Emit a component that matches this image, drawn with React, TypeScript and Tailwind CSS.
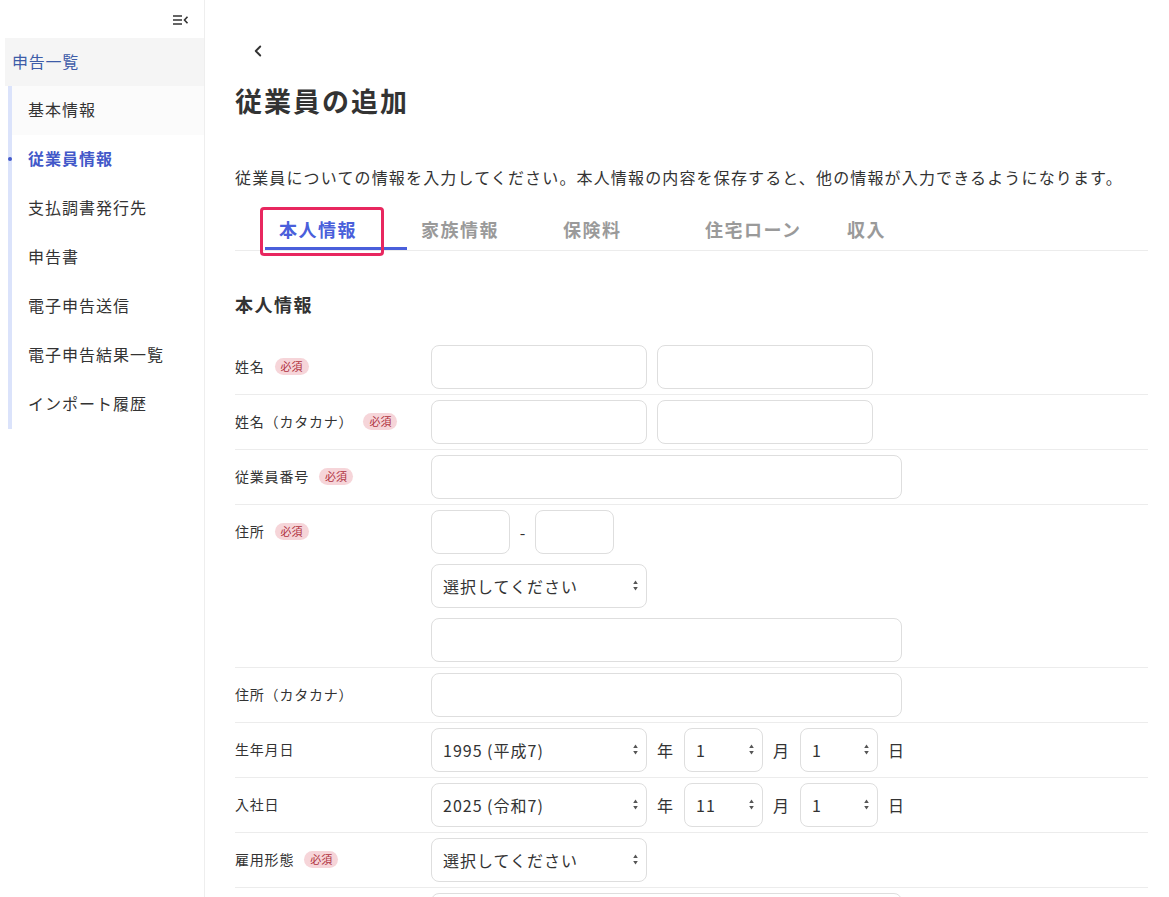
import { ChevronLeft } from 'lucide-react'

const FONT = { fontFamily: '"Noto Sans CJK JP", "Noto Sans", sans-serif' }

const subItems = ['基本情報', '従業員情報', '支払調書発行先', '申告書', '電子申告送信', '電子申告結果一覧', 'インポート履歴']
const tabs = ['本人情報', '家族情報', '保険料', '住宅ローン', '収入']

function Badge() {
  return (
    <span className="ml-[10px] inline-flex h-[17px] items-center rounded-full bg-[#f6d5d9] px-[6px] text-[11px] leading-none tracking-normal text-[#b0323e]">
      必須
    </span>
  )
}

function Input({ w }: { w: string }) {
  return <input className={`h-[44px] ${w} rounded-[8px] border border-[#dedede] bg-white px-3 outline-none`} />
}

function Select({ w, value }: { w: string; value: string }) {
  return (
    <div className={`relative h-[44px] ${w}`}>
      <select
        className="h-full w-full appearance-none rounded-[8px] border border-[#dedede] bg-white pl-[11px] text-[16px] tracking-[1px] text-[#333] outline-none"
        defaultValue={value}
      >
        <option>{value}</option>
      </select>
      <svg className="pointer-events-none absolute right-[9px] top-[16px]" width="5" height="11" viewBox="0 0 5 11">
        <path d="M2.5 0.5 L4.8 4 L0.2 4 Z" fill="#555" />
        <path d="M2.5 10.5 L4.8 7 L0.2 7 Z" fill="#555" />
      </svg>
    </div>
  )
}

function Row({ label, required, children }: { label: string; required?: boolean; children: React.ReactNode }) {
  return (
    <div className="flex items-start border-b border-[#ececec] py-[5px]">
      <div className="flex h-[44px] w-[196px] shrink-0 items-center pb-[2px] text-[14px] tracking-[0.8px] text-[#333]">
        <span>{label}</span>
        {required && <Badge />}
      </div>
      <div className="flex flex-col gap-[10px]">{children}</div>
    </div>
  )
}

function DateRow({ year, month, day }: { year: string; month: string; day: string }) {
  return (
    <div className="flex items-center text-[16px] text-[#333]">
      <Select w="w-[216px]" value={year} />
      <span className="ml-[10px] mr-[11px]">年</span>
      <Select w="w-[79px]" value={month} />
      <span className="ml-[10px] mr-[11px]">月</span>
      <Select w="w-[78px]" value={day} />
      <span className="ml-[10px]">日</span>
    </div>
  )
}

export default function App() {
  return (
    <div className="flex min-h-[897px] bg-white text-[#333]" style={FONT}>
      {/* sidebar */}
      <aside className="w-[205px] shrink-0 border-r border-[#eeeeee] bg-white">
        <div className="flex h-[38px] items-center justify-end pr-[15px] pt-[2px]">
          <svg width="16" height="12" viewBox="0 0 16 12" fill="none" stroke="#333" strokeWidth="1.6">
            <path d="M0 2 H9 M0 6 H9 M0 10 H9" />
            <path d="M14.5 2.8 L11.5 6 L14.5 9.2" />
          </svg>
        </div>
        <div className="ml-[5px] flex h-[48px] items-center bg-[#f5f5f5] pb-[2px] pl-[7px] text-[16px] tracking-[0.75px] text-[#3d5ca8]">
          申告一覧
        </div>
        <div className="ml-[8px] border-l-[4px] border-[#dbe3fb]">
          {subItems.map((item, i) => (
            <div
              key={item}
              className={`relative flex h-[49px] items-center pb-[3px] pl-[16px] text-[16px] tracking-[1px] ${i === 0 ? 'bg-[#fbfbfb]' : ''} ${
                i === 1 ? 'font-bold text-[#4258c9]' : 'text-[#333]'
              }`}
            >
              {i === 1 && <span className="absolute left-[-4px] top-[22px] h-[4px] w-[4px] rounded-full bg-[#4258c9]" />}
              {item}
            </div>
          ))}
        </div>
      </aside>

      {/* main */}
      <main className="flex-1 pl-[30px] pr-[21px]">
        <div className="flex h-[50px] items-end pl-[14px]">
          <ChevronLeft size={18} strokeWidth={2.5} className="mb-[-10px] text-[#333]" />
        </div>
        <h1 className="mt-[33px] text-[27px] font-bold leading-[36px] tracking-[2px] text-[#333]">従業員の追加</h1>
        <p className="mt-[46px] text-[16px] leading-[24px] tracking-[1.15px] text-[#333]">
          従業員についての情報を入力してください。本人情報の内容を保存すると、他の情報が入力できるようになります。
        </p>
        <div className="mt-[22px] flex border-b border-[#ececec] pl-[30px]">
          {tabs.map((t, i) => (
            <div
              key={t}
              className={`relative flex h-[39px] w-[142px] items-center pl-[14px] text-[18px] font-bold tracking-[1.5px] ${
                i === 0 ? 'border-b-[3px] border-[#4a5fdb] text-[#4a5fdb]' : 'border-b-[3px] border-transparent text-[#9a9a9a]'
              }`}
            >
              {t}
              {i === 0 && (
                <span className="pointer-events-none absolute left-[-5px] top-[-4px] h-[49px] w-[124px] rounded-[4px] border-[3px] border-[#e8275f]" />
              )}
            </div>
          ))}
        </div>

        <h2 className="mt-[41px] text-[18px] font-bold leading-[24px] tracking-[1.5px] text-[#333]">本人情報</h2>

        <div className="mt-[24px]">
          <Row label="姓名" required>
            <div className="flex gap-[10px]">
              <Input w="w-[216px]" />
              <Input w="w-[216px]" />
            </div>
          </Row>
          <Row label="姓名（カタカナ）" required>
            <div className="flex gap-[10px]">
              <Input w="w-[216px]" />
              <Input w="w-[216px]" />
            </div>
          </Row>
          <Row label="従業員番号" required>
            <Input w="w-[471px]" />
          </Row>
          <Row label="住所" required>
            <div className="flex items-center">
              <Input w="w-[79px]" />
              <span className="mx-[9px] w-[7px] text-center text-[16px]">-</span>
              <Input w="w-[79px]" />
            </div>
            <Select w="w-[216px]" value="選択してください" />
            <Input w="w-[471px]" />
          </Row>
          <Row label="住所（カタカナ）">
            <Input w="w-[471px]" />
          </Row>
          <Row label="生年月日">
            <DateRow year="1995 (平成7)" month="1" day="1" />
          </Row>
          <Row label="入社日">
            <DateRow year="2025 (令和7)" month="11" day="1" />
          </Row>
          <Row label="雇用形態" required>
            <Select w="w-[216px]" value="選択してください" />
          </Row>
          <Row label="">
            <Input w="w-[471px]" />
          </Row>
        </div>
      </main>
    </div>
  )
}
------------------------------
Work to do:
Copy out all of the data word for word. Do not carry over any picture.

Exercise solution:
Emit a component that matches this image, drawn with React, TypeScript and Tailwind CSS.
import { ChevronLeft } from 'lucide-react'

const FONT = { fontFamily: '"Noto Sans CJK JP", "Noto Sans", sans-serif' }

const subItems = ['基本情報', '従業員情報', '支払調書発行先', '申告書', '電子申告送信', '電子申告結果一覧', 'インポート履歴']
const tabs = ['本人情報', '家族情報', '保険料', '住宅ローン', '収入']

function Badge() {
  return (
    <span className="ml-[10px] inline-flex h-[17px] items-center rounded-full bg-[#f6d5d9] px-[6px] text-[11px] leading-none tracking-normal text-[#b0323e]">
      必須
    </span>
  )
}

function Input({ w }: { w: string }) {
  return <input className={`h-[44px] ${w} rounded-[8px] border border-[#dedede] bg-white px-3 outline-none`} />
}

function Select({ w, value }: { w: string; value: string }) {
  return (
    <div className={`relative h-[44px] ${w}`}>
      <select
        className="h-full w-full appearance-none rounded-[8px] border border-[#dedede] bg-white pl-[11px] text-[16px] tracking-[1px] text-[#333] outline-none"
        defaultValue={value}
      >
        <option>{value}</option>
      </select>
      <svg className="pointer-events-none absolute right-[9px] top-[16px]" width="5" height="11" viewBox="0 0 5 11">
        <path d="M2.5 0.5 L4.8 4 L0.2 4 Z" fill="#555" />
        <path d="M2.5 10.5 L4.8 7 L0.2 7 Z" fill="#555" />
      </svg>
    </div>
  )
}

function Row({ label, required, children }: { label: string; required?: boolean; children: React.ReactNode }) {
  return (
    <div className="flex items-start border-b border-[#ececec] py-[5px]">
      <div className="flex h-[44px] w-[196px] shrink-0 items-center pb-[2px] text-[14px] tracking-[0.8px] text-[#333]">
        <span>{label}</span>
        {required && <Badge />}
      </div>
      <div className="flex flex-col gap-[10px]">{children}</div>
    </div>
  )
}

function DateRow({ year, month, day }: { year: string; month: string; day: string }) {
  return (
    <div className="flex items-center text-[16px] text-[#333]">
      <Select w="w-[216px]" value={year} />
      <span className="ml-[10px] mr-[11px]">年</span>
      <Select w="w-[79px]" value={month} />
      <span className="ml-[10px] mr-[11px]">月</span>
      <Select w="w-[78px]" value={day} />
      <span className="ml-[10px]">日</span>
    </div>
  )
}

export default function App() {
  return (
    <div className="flex min-h-[897px] bg-white text-[#333]" style={FONT}>
      {/* sidebar */}
      <aside className="w-[205px] shrink-0 border-r border-[#eeeeee] bg-white">
        <div className="flex h-[38px] items-center justify-end pr-[15px] pt-[2px]">
          <svg width="16" height="12" viewBox="0 0 16 12" fill="none" stroke="#333" strokeWidth="1.6">
            <path d="M0 2 H9 M0 6 H9 M0 10 H9" />
            <path d="M14.5 2.8 L11.5 6 L14.5 9.2" />
          </svg>
        </div>
        <div className="ml-[5px] flex h-[48px] items-center bg-[#f5f5f5] pb-[2px] pl-[7px] text-[16px] tracking-[0.75px] text-[#3d5ca8]">
          申告一覧
        </div>
        <div className="ml-[8px] border-l-[4px] border-[#dbe3fb]">
          {subItems.map((item, i) => (
            <div
              key={item}
              className={`relative flex h-[49px] items-center pb-[3px] pl-[16px] text-[16px] tracking-[1px] ${i === 0 ? 'bg-[#fbfbfb]' : ''} ${
                i === 1 ? 'font-bold text-[#4258c9]' : 'text-[#333]'
              }`}
            >
              {i === 1 && <span className="absolute left-[-4px] top-[22px] h-[4px] w-[4px] rounded-full bg-[#4258c9]" />}
              {item}
            </div>
          ))}
        </div>
      </aside>

      {/* main */}
      <main className="flex-1 pl-[30px] pr-[21px]">
        <div className="flex h-[50px] items-end pl-[14px]">
          <ChevronLeft size={18} strokeWidth={2.5} className="mb-[-10px] text-[#333]" />
        </div>
        <h1 className="mt-[33px] text-[27px] font-bold leading-[36px] tracking-[2px] text-[#333]">従業員の追加</h1>
        <p className="mt-[46px] text-[16px] leading-[24px] tracking-[1.15px] text-[#333]">
          従業員についての情報を入力してください。本人情報の内容を保存すると、他の情報が入力できるようになります。
        </p>
        <div className="mt-[22px] flex border-b border-[#ececec] pl-[30px]">
          {tabs.map((t, i) => (
            <div
              key={t}
              className={`relative flex h-[39px] w-[142px] items-center pl-[14px] text-[18px] font-bold tracking-[1.5px] ${
                i === 0 ? 'border-b-[3px] border-[#4a5fdb] text-[#4a5fdb]' : 'border-b-[3px] border-transparent text-[#9a9a9a]'
              }`}
            >
              {t}
              {i === 0 && (
                <span className="pointer-events-none absolute left-[-5px] top-[-4px] h-[49px] w-[124px] rounded-[4px] border-[3px] border-[#e8275f]" />
              )}
            </div>
          ))}
        </div>

        <h2 className="mt-[41px] text-[18px] font-bold leading-[24px] tracking-[1.5px] text-[#333]">本人情報</h2>

        <div className="mt-[24px]">
          <Row label="姓名" required>
            <div className="flex gap-[10px]">
              <Input w="w-[216px]" />
              <Input w="w-[216px]" />
            </div>
          </Row>
          <Row label="姓名（カタカナ）" required>
            <div className="flex gap-[10px]">
              <Input w="w-[216px]" />
              <Input w="w-[216px]" />
            </div>
          </Row>
          <Row label="従業員番号" required>
            <Input w="w-[471px]" />
          </Row>
          <Row label="住所" required>
            <div className="flex items-center">
              <Input w="w-[79px]" />
              <span className="mx-[9px] w-[7px] text-center text-[16px]">-</span>
              <Input w="w-[79px]" />
            </div>
            <Select w="w-[216px]" value="選択してください" />
            <Input w="w-[471px]" />
          </Row>
          <Row label="住所（カタカナ）">
            <Input w="w-[471px]" />
          </Row>
          <Row label="生年月日">
            <DateRow year="1995 (平成7)" month="1" day="1" />
          </Row>
          <Row label="入社日">
            <DateRow year="2025 (令和7)" month="11" day="1" />
          </Row>
          <Row label="雇用形態" required>
            <Select w="w-[216px]" value="選択してください" />
          </Row>
          <Row label="">
            <Input w="w-[471px]" />
          </Row>
        </div>
      </main>
    </div>
  )
}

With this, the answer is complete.